EXERCISE:
Look for "React" in the listing below. Gather each line that contains it.

DATA PROVIDED:
------------------------

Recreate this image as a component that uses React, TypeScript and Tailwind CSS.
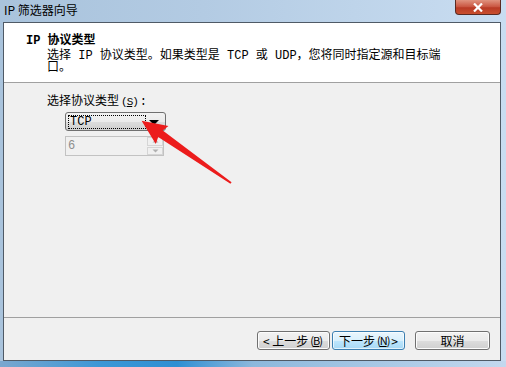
import React from 'react';

// IP 筛选器向导 — Windows 7 style wizard page
const font = "font-['Liberation_Mono','Noto_Sans_CJK_SC',monospace]";

const WinButton = ({ children, active }: { children: React.ReactNode; active?: boolean }) => (
  <div
    className={`h-[19px] flex items-center justify-center whitespace-nowrap rounded-[3px] border text-[12px] leading-none text-black font-['Noto_Sans_CJK_SC',sans-serif] ${
      active
        ? 'border-[#3c7fb1] bg-[linear-gradient(#eaf6fd_0%,#d9f0fc_50%,#bee6fd_51%,#a7d9f5_100%)] shadow-[inset_0_0_0_1px_#ffffffaa]'
        : 'border-[#707070] bg-[linear-gradient(#f2f2f2_0%,#ebebeb_50%,#dddddd_51%,#cfcfcf_100%)] shadow-[inset_0_0_0_1px_#fcfcfc]'
    }`}
  >
    {children}
  </div>
);

// accelerator key shown as "(X)" squeezed together
const Key = ({ k }: { k: string }) => (
  <span className="inline-flex items-center mx-[2px] tracking-[-1px] text-[11px]">(<span className="underline">{k}</span>)</span>
);

const App: React.FC = () => {
  return (
    <div className={`relative w-[506px] h-[367px] overflow-hidden flex flex-col bg-[linear-gradient(to_right,#a9c3dc,#b3cbe3_40%,#c9ddf1)] ${font}`}>
      {/* title bar */}
      <div className="h-[22px] flex items-start justify-between pl-[4px]">
        <span className="mt-[3px] text-[12px] leading-[14px] text-black font-['Noto_Sans_CJK_SC',sans-serif]">IP 筛选器向导</span>
        <div className="mr-[5px] w-[46px] h-[15px] rounded-b-[4px] border border-t-0 border-[#5a2a22] bg-[linear-gradient(#e0937f,#c9543f_50%,#b83a25_55%,#c94f2e)] flex items-center justify-center">
          <svg width="10" height="9" viewBox="0 0 10 9">
            <path d="M1 0.5 L9 8.5 M9 0.5 L1 8.5" stroke="#ffffff" strokeWidth="2.2" />
          </svg>
        </div>
      </div>

      {/* window body */}
      <div className="mx-[3px] mr-[5px] h-[339px] border border-[#4f5a66] flex flex-col bg-[#f0f0f0]">
        {/* header */}
        <div className="h-[60px] bg-white border-b border-[#a0a0a0] pt-[11px] pl-[22px]">
          <div className="text-[12px] leading-[14px] font-bold text-black">IP 协议类型</div>
          <div className="pl-[21px] pt-[2px] text-[12px] leading-[12px] text-black w-[420px]">
            选择 IP 协议类型。如果类型是 TCP 或 UDP，您将同时指定源和目标端口。
          </div>
        </div>

        {/* content */}
        <div className="flex-1 pt-[12px] pl-[43px]">
          <div className="text-[12px] leading-[14px] text-black flex items-center">选择协议类型<Key k="S" />:</div>
          <div className="ml-[18px] mt-[3px] w-[101px]">
            <div className="h-[19px] rounded-[3px] border border-[#707070] bg-[linear-gradient(#f2f2f2_0%,#ebebeb_50%,#dddddd_51%,#cfcfcf_100%)] flex items-center pl-[2px] pr-[4px]">
              <div className="flex-1 h-[14px] border border-dotted border-black text-[12px] leading-[12px] pl-[1px] text-black">TCP</div>
              <svg width="14" height="10" viewBox="0 0 14 10" className="ml-[1px]">
                <path d="M2 3 L12 3 L7 8 Z" fill="#000" />
              </svg>
            </div>
            <div className="mt-[5px] h-[20px] w-[99px] border border-[#c2c2c2] bg-[#f0f0f0] flex">
              <div className="flex-1 text-[12px] leading-[18px] pl-[2px] text-[#8d8d8d]">6</div>
              <div className="w-[16px] flex flex-col gap-[1px]">
                <div className="flex-1 border border-[#d5d5d5] flex items-center justify-center">
                  <svg width="7" height="4" viewBox="0 0 7 4"><path d="M0.5 3.5 L3.5 0.5 L6.5 3.5 Z" fill="#b0b0b0" /></svg>
                </div>
                <div className="flex-1 border border-[#d5d5d5] flex items-center justify-center">
                  <svg width="7" height="4" viewBox="0 0 7 4"><path d="M0.5 0.5 L3.5 3.5 L6.5 0.5 Z" fill="#b0b0b0" /></svg>
                </div>
              </div>
            </div>
          </div>
        </div>

        {/* footer */}
        <div className="h-[43px] border-t border-[#a0a0a0] flex items-start pt-[13px] pl-[253px] gap-[2px]">
          <div className="w-[73px]"><WinButton>&lt; 上一步<Key k="B" /></WinButton></div>
          <div className="w-[73px]"><WinButton active>下一步<Key k="N" /> &gt;</WinButton></div>
          <div className="w-[75px] ml-[8px]"><WinButton>取消</WinButton></div>
        </div>
      </div>

      <div className="flex-1 bg-[linear-gradient(to_right,#7aa7cf,#3b97d6_20%,#2f8fd3_35%,#8cb8dc_50%,#c3d8ee)]" />

      {/* red annotation arrow */}
      <svg className="absolute left-0 top-0" width="506" height="367" viewBox="0 0 506 367">
        <g transform="translate(231,183) rotate(-145.1)">
          <polygon points="0,-1 86,-4 84,-11 109,0 84,11 86,4 0,1" fill="#ec1c1c" />
        </g>
      </svg>
    </div>
  );
};

export default App;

------------------------

TASK OUTPUT:
Recreate this image as a component that uses React, TypeScript and Tailwind CSS.
import React from 'react';
const WinButton = ({ children, active }: { children: React.ReactNode; active?: boolean }) => (
const App: React.FC = () => {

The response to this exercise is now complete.